À cette lettre pathétique, qu’apportait Delva qui venait cette fois pour rétablir sa santé délabrée par les fatigues, — ce qui était un surcroît de peine pour Lamarre, — succéda une autre du 8 juillet, où il apprenait au président que les bâtimens de Christophe étaient venus canonner Jean-Rabel, d’où cependant ils furent repoussés également à coups de canon. À cette occasion, il fit un ordre du jour : en parlant à ses troupes des factions de Yayou et de Magloire, il leur disait que Pétion avait pardonné à des coupables ; mais que s’il y en avait dans son armée, « il n’userait pas de cette clémence hors de saison, dont l’affreux résultat procure aux États en révolution des siècles de calamité. »

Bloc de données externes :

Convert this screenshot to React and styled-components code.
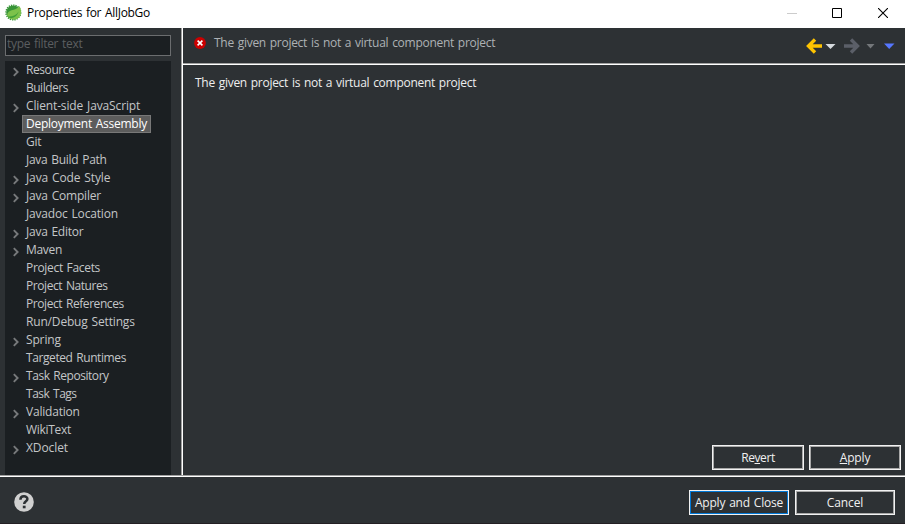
import React from 'react';
import styled, { createGlobalStyle, css } from 'styled-components';

const Global = createGlobalStyle`
  * { box-sizing: border-box; }
  body {
    margin: 0;
    overflow: hidden;
    font-family: "Open Sans", "Noto Sans", "Noto Sans CJK KR", sans-serif;
    font-size: 12px;
    line-height: 18px;
    word-spacing: 1px;
  }
`;

const Window = styled.div`
  display: flex;
  flex-direction: column;
  width: 905px;
  height: 524px;
  background: #2d3134;
  color: #eeeeee;
  border-bottom: 1px solid #231f23;
`;

const TitleBar = styled.header`
  display: flex;
  align-items: center;
  height: 28px;
  margin-right: -1px;
  padding-left: 5px;
  background: #ffffff;
  color: #000000;
`;

const AppIcon = styled.svg`
  margin-bottom: 3px;
`;

const Title = styled.h1`
  flex: 1;
  margin: 0 0 3px 5px;
  font-size: 12px;
  font-weight: 400;
  letter-spacing: -0.3px;
`;

const CaptionButton = styled.button`
  display: flex;
  align-items: center;
  justify-content: center;
  width: ${p => (p.$disabled ? 44 : 46)}px;
  height: 25px;
  margin-bottom: 3px;
  padding: 0;
  border: 0;
  background: transparent;
  color: ${p => (p.$disabled ? '#cccccc' : '#000000')};
`;

const Body = styled.div`
  display: flex;
  height: 447px;
`;

const Sidebar = styled.aside`
  display: flex;
  flex-direction: column;
  gap: 5px;
  width: 181px;
  padding: 7px 10px 0 5px;
`;

const FilterInput = styled.input`
  width: 166px;
  height: 21px;
  padding: 0 0 4px 1px;
  border: 1px solid #6b6d6f;
  border-radius: 0;
  outline: 0;
  background: #1b1f22;
  font: inherit;
  letter-spacing: -0.3px;
  word-spacing: 1px;
  color: #aaaaaa;
  &::placeholder { color: #5c5e60; opacity: 1; }
`;

const Tree = styled.ul`
  flex: 1;
  margin: 0;
  padding: 0;
  list-style: none;
  background: #1b1f22;
`;

const TreeRow = styled.li`
  display: flex;
  height: 18px;
`;

const Twisty = styled.span`
  display: flex;
  width: 17px;
  padding: 6px 0 0 8px;
  color: #77797b;
`;

const TreeLabel = styled.span`
  height: 18px;
  padding: 0 3px;
  border: 1px solid transparent;
  line-height: 15px;
  white-space: nowrap;
  color: #c4c6c8;
  letter-spacing: ${p => p.$spacing || 0}px;
  ${p => p.$selected && css`
    border-color: #787878;
    background: #5c5c5c;
    color: #ffffff;
  `}
`;

const VerticalSash = styled.div`
  width: 2px;
  border-left: 1px solid #a0a0a0;
  background: #ffffff;
`;

const HorizontalSash = styled.div`
  flex: none;
  height: 2px;
  border-top: 1px solid #a0a0a0;
  background: #ffffff;
`;

const Page = styled.main`
  display: flex;
  flex: 1;
  flex-direction: column;
`;

const PageHeader = styled.div`
  display: flex;
  height: 35px;
  padding: 0 10px 0 11px;
`;

const Message = styled.div`
  display: flex;
  flex: 1;
  gap: 8px;
  padding-top: 6px;
  color: #aeb1b4;
  letter-spacing: -0.28px;
  svg { margin-top: 3px; }
`;

const NavToolbar = styled.div`
  display: flex;
  padding-top: 9px;
`;

const PageContent = styled.p`
  flex: 1;
  margin: 0;
  padding: 9px 12px;
  letter-spacing: -0.28px;
`;

const ButtonRow = styled.div`
  display: flex;
  justify-content: flex-end;
  gap: 5px;
  padding: 0 4px 5px;
`;

const PushButton = styled.button`
  width: ${p => p.$width}px;
  height: 25px;
  padding: 0;
  border: 1px solid #f2f2f2;
  border-radius: 0;
  outline: 1px solid ${p => (p.$primary ? '#0078d7' : '#a8a8a8')};
  outline-offset: -2px;
  background: #2d3134;
  color: #f0f0f0;
  font: inherit;
  line-height: 21px;
  word-spacing: 1px;
  letter-spacing: ${p => p.$spacing || 0}px;
`;

const Footer = styled.footer`
  display: flex;
  flex: 1;
  align-items: flex-start;
  gap: 6px;
  padding: 13px 10px 0 14px;
`;

const HelpButton = styled.button`
  display: flex;
  margin: 2px auto 0 0;
  padding: 0;
  border: 0;
  background: transparent;
`;

const items = [
  { name: 'Resource', expandable: true, spacing: -0.42 },
  { name: 'Builders', spacing: -0.5 },
  { name: 'Client-side JavaScript', expandable: true, spacing: -0.14 },
  { name: 'Deployment Assembly', spacing: -0.26 },
  { name: 'Git', spacing: -0.2 },
  { name: 'Java Build Path', spacing: -0.28 },
  { name: 'Java Code Style', expandable: true, spacing: -0.13 },
  { name: 'Java Compiler', expandable: true, spacing: -0.2 },
  { name: 'Javadoc Location', spacing: -0.18 },
  { name: 'Java Editor', expandable: true, spacing: -0.25 },
  { name: 'Maven', expandable: true, spacing: -0.3 },
  { name: 'Project Facets', spacing: -0.33 },
  { name: 'Project Natures', spacing: -0.42 },
  { name: 'Project References', spacing: -0.42 },
  { name: 'Run/Debug Settings', spacing: -0.17 },
  { name: 'Spring', expandable: true, spacing: -0.15 },
  { name: 'Targeted Runtimes', spacing: -0.41 },
  { name: 'Task Repository', expandable: true, spacing: -0.44 },
  { name: 'Task Tags', spacing: -0.48 },
  { name: 'Validation', expandable: true, spacing: -0.2 },
  { name: 'WikiText', spacing: -0.3 },
  { name: 'XDoclet', expandable: true, spacing: -0.1 },
];

const SpringIcon = () => (
  <AppIcon width="17" height="17" viewBox="0 0 17 17">
    <circle cx="8.3" cy="8.5" r="7" fill="#379437" />
    <circle cx="8.3" cy="8.5" r="7.4" fill="none" stroke="#379437" strokeWidth="1.4" strokeDasharray="1.3 1" />
    <path d="M2.2 11.5C2.2 4.6 10 7.4 14.7 2.2c2.7 5.6 1.6 11.6-3.9 13.1-4 .9-7.4-.9-8.6-3.8z" fill="#7cc24a" />
    <path d="M2.4 12.4c4.8.6 9-1.2 11.2-5-1 4.5-5.6 7.6-10.2 6.2z" fill="#3f9f38" />
  </AppIcon>
);

const Chevron = () => (
  <svg width="7" height="10" viewBox="0 0 7 10">
    <path d="M.8 1.2L4.6 5L.8 8.8" fill="none" stroke="currentColor" strokeWidth="1.9" />
  </svg>
);

const ErrorIcon = () => (
  <svg width="12" height="12" viewBox="0 0 12 12">
    <circle cx="6" cy="6" r="5.9" fill="#cc0000" />
    <path d="M3.6 3.6l4.8 4.8M8.4 3.6L3.6 8.4" stroke="#fff" strokeWidth="1.6" />
  </svg>
);

const NavIcons = () => (
  <svg width="90" height="18" viewBox="0 0 90 18">
    <path d="M17 9H4M10 2.5L3.5 9l6.5 6.5" fill="none" stroke="#ffc400" strokeWidth="3.4" />
    <path d="M20.5 7h10l-5 5z" fill="#d6dade" />
    <path d="M39 9h13M46 2.5L52.5 9 46 15.5" fill="none" stroke="#5b5f68" strokeWidth="3.4" />
    <path d="M61.5 7h8l-4 4.5z" fill="#74777a" />
    <path d="M79 6.5h10.5l-5.3 5.5z" fill="#5677ff" />
  </svg>
);

const HelpIcon = () => (
  <svg width="20" height="20" viewBox="0 0 20 20">
    <circle cx="10" cy="10" r="9.8" fill="#d0d0d0" />
    <path d="M6.4 7.7c0-4.4 7-4.3 7-.7 0 2.4-3.2 2.2-3.2 5" fill="none" stroke="#2d3134" strokeWidth="2.5" />
    <path d="M8.8 13.7h2.8v2.6H8.8z" fill="#2d3134" />
  </svg>
);

export default function App() {
  return (
    <>
      <Global />
      <Window>
        <TitleBar>
          <SpringIcon />
          <Title>Properties for AllJobGo</Title>
          <CaptionButton $disabled aria-label="Minimize">
            <svg width="10" height="10"><path d="M0 5.5h10" stroke="currentColor" /></svg>
          </CaptionButton>
          <CaptionButton aria-label="Maximize">
            <svg width="10" height="10"><path d="M.5.5h9v9h-9z" fill="none" stroke="currentColor" /></svg>
          </CaptionButton>
          <CaptionButton aria-label="Close">
            <svg width="10" height="10"><path d="M0 0l10 10M10 0L0 10" stroke="currentColor" strokeWidth="1.1" /></svg>
          </CaptionButton>
        </TitleBar>
        <Body>
          <Sidebar>
            <FilterInput placeholder="type filter text" />
            <Tree>
              {items.map(({ name, expandable, spacing }) => (
                <TreeRow key={name}>
                  <Twisty>{expandable && <Chevron />}</Twisty>
                  <TreeLabel $spacing={spacing} $selected={name === 'Deployment Assembly'}>{name}</TreeLabel>
                </TreeRow>
              ))}
            </Tree>
          </Sidebar>
          <VerticalSash />
          <Page>
            <PageHeader>
              <Message><ErrorIcon />The given project is not a virtual component project</Message>
              <NavToolbar><NavIcons /></NavToolbar>
            </PageHeader>
            <HorizontalSash />
            <PageContent>The given project is not a virtual component project</PageContent>
            <ButtonRow>
              <PushButton $width={92} $spacing={-0.4}>Re<u>v</u>ert</PushButton>
              <PushButton $width={92} $spacing={-0.15}><u>A</u>pply</PushButton>
            </ButtonRow>
          </Page>
        </Body>
        <HorizontalSash />
        <Footer>
          <HelpButton aria-label="Help"><HelpIcon /></HelpButton>
          <PushButton $width={100} $primary $spacing={-0.2}>Apply and Close</PushButton>
          <PushButton $width={100} $spacing={-0.1}>Cancel</PushButton>
        </Footer>
      </Window>
    </>
  );
}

Les sentimens personnels de Lamarre étaient des plus généreux ; on le reconnaît par ses précédentes lettres et celle du 4 juillet où lui-même rendait justice à ceux de Pétion. Mais on voit aussi que son ordre du jour était en désaccord avec sa correspondance ; car il y blâmait la clémence du chef de l’État envers des hommes égarés par l’ambition ou par de petites rivalités. Quelques mois plus tard, on le vit solliciter cette même clémence en faveur de l’un de ces hommes, réfugié alors au Môle et se réhabilitant à ses yeux par son courage et ses services. Il sentit tellement l’inconvenance de ce blâme, qu’il n’envoya pas au

  1. Cette lettre de Lamarre n’a pu être écrite que par Hérard Dumesle.